Ok, thanks! I guess I'm kind of confused about the need to pad every search with wildcards - if it's a matter of not finding someFunctionName(param), I recommend changing the tokenizer separator to split on ( and ) as well as spaces and -, plus whatever other characters would be wise to ignore given the document set. It might be that I lack some context around your usage and needs, though!

StarfallProjects commented 4 years ago

No, I think you're understanding - that is a wayyyy more elegant way of doing it (I am new to lunr.js, my apologies)

I'm still curious about the wildcard behaviour - it looks inconsistent but I may well be missing something?

hoelzro commented 4 years ago

Regarding the wildcard behavior you saw, I think that stemming is indeed the culprit here - if you inspect the index object in the fiddle, there are three terms in the inverted index: "basic", "even"`, and "sourc". That's why looking for "sourcing" works - it also gets stemmed down to "sourc", and a match is found. It's also why looking for "sourc*" works - it's a wildcard search so it doesn't get stemmed, but since there is a term with zero or more characters after the "sourc" prefix, you get a match. I'm not sure why "sourcing" would be showing up in your index.json if you're using the default pipeline, though.

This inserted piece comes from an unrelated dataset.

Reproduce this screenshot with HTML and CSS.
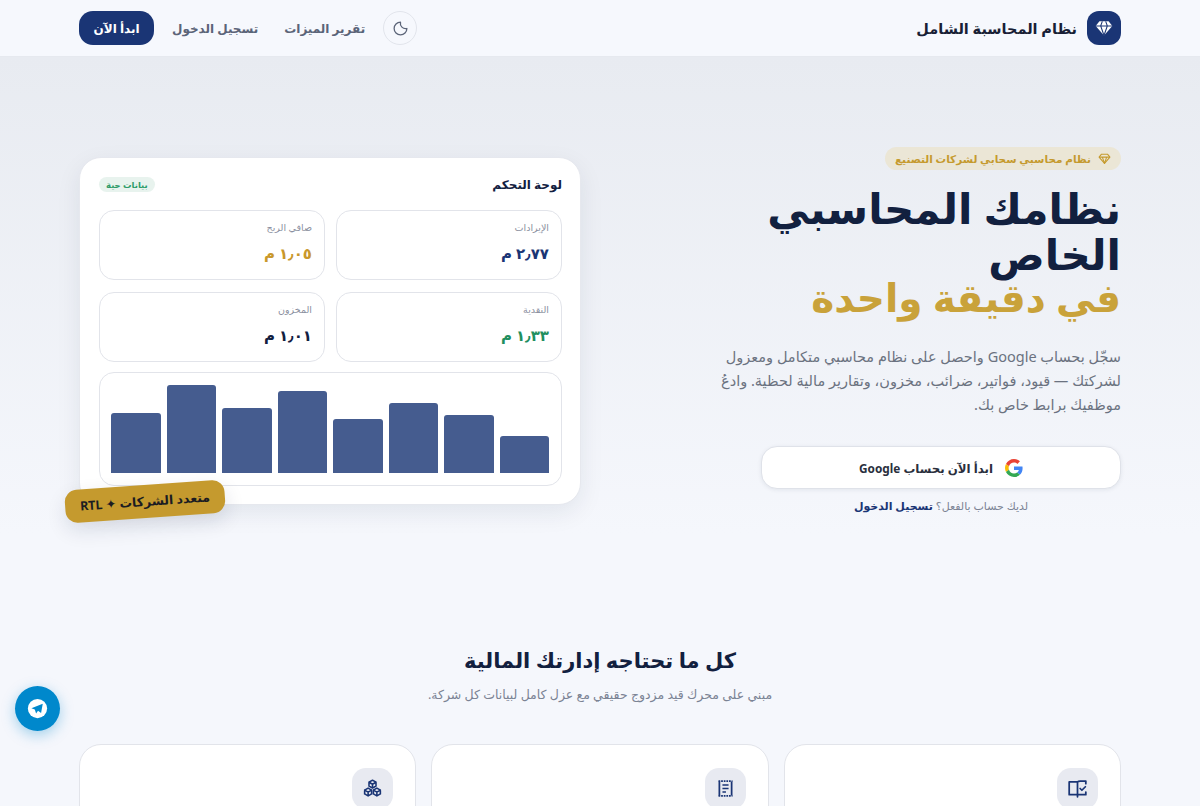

BornToDoStuff commented 3 years ago

I am getting a similar issue where I have the word "modification" in my tags, and the stemmer is shortening it to "modif" (I assume for things like "modify") but the problem is that the word modification will not turn up anything, only searching "modif". This seems to only apply for multi-word tags.

akvadrako commented 2 years ago

Is it possible to have prefix-matching for all terms work with stemming?